El escritor Emmanuel Carrère reconoció admirarla por su forma de narrar, en la que mezcla la autobiografía con la historia y la sociología. Para mí, como lectora obsesa de esta autora, el verdadero talento de Annie Ernaux se manifiesta en su capacidad para lograr difuminar las fronteras entre la escritura y la vida, llevando la autoficción hasta los límites de su imaginación, “hasta hacer de mí un ser literario, alguien que vive las cosas como un día deberían escribirse”, declara en Memoria de chica.
La voz construida por Ernaux para relatar las experiencias que la atraviesan como mujer –la maternidad, el aborto, el despertar a la madurez, su relación con el sexo, los hombres o su madre–, pasiones que han moldeado su vida íntima, pero también su escritura, ha conseguido derrotar cada cliché a los que algunos sectores intentaron relegar la literatura femenina, haciendo de lo personal lo político, pero también lo universal, como rezan algunas de sus líneas más celebradas: “El verdadero propósito de mi vida sea éste: que mi cuerpo, mis sensaciones y mis pensamientos se conviertan en escritura; es decir, en algo inteligible y general, y que mi existencia pase a disolverse completamente en la cabeza y en la vida de los otros”.
Como toda mujer valiente que escribe, Ernaux ha sido también señalada de ególatra.
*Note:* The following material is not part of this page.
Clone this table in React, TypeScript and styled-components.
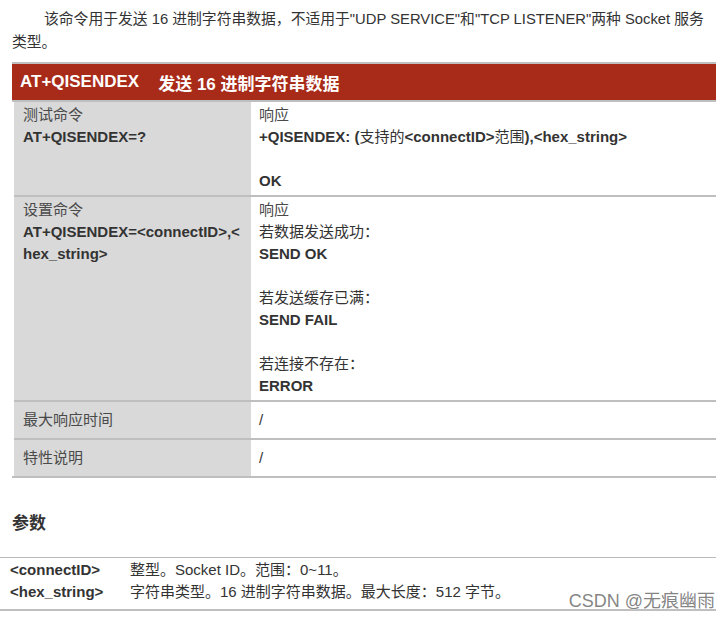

Pero, como medicina preventiva a las críticas machistas, sus obras integran poderosos mensajes para que los lectores no caigamos en la trampa de confundir tintes de narcisismo o exhibicionismo con el verdadero sentido que cobra para ella la escritura, la única forma que entiende en el ejercicio de existir, porque “sólo con vivir no me resulta suficiente”.
En una de las tantas confesiones que hace en Perderse, narrada a modo de diario íntimo, la autora escribe: “Yo soy la escritora, la puta, la extranjera, la mujer libre también”. A partir del galardón, Ernaux es, además, la Nobel que con su obra triunfó sobre todos aquellos que condenaron la escritura del yo a una segunda categoría en la literatura.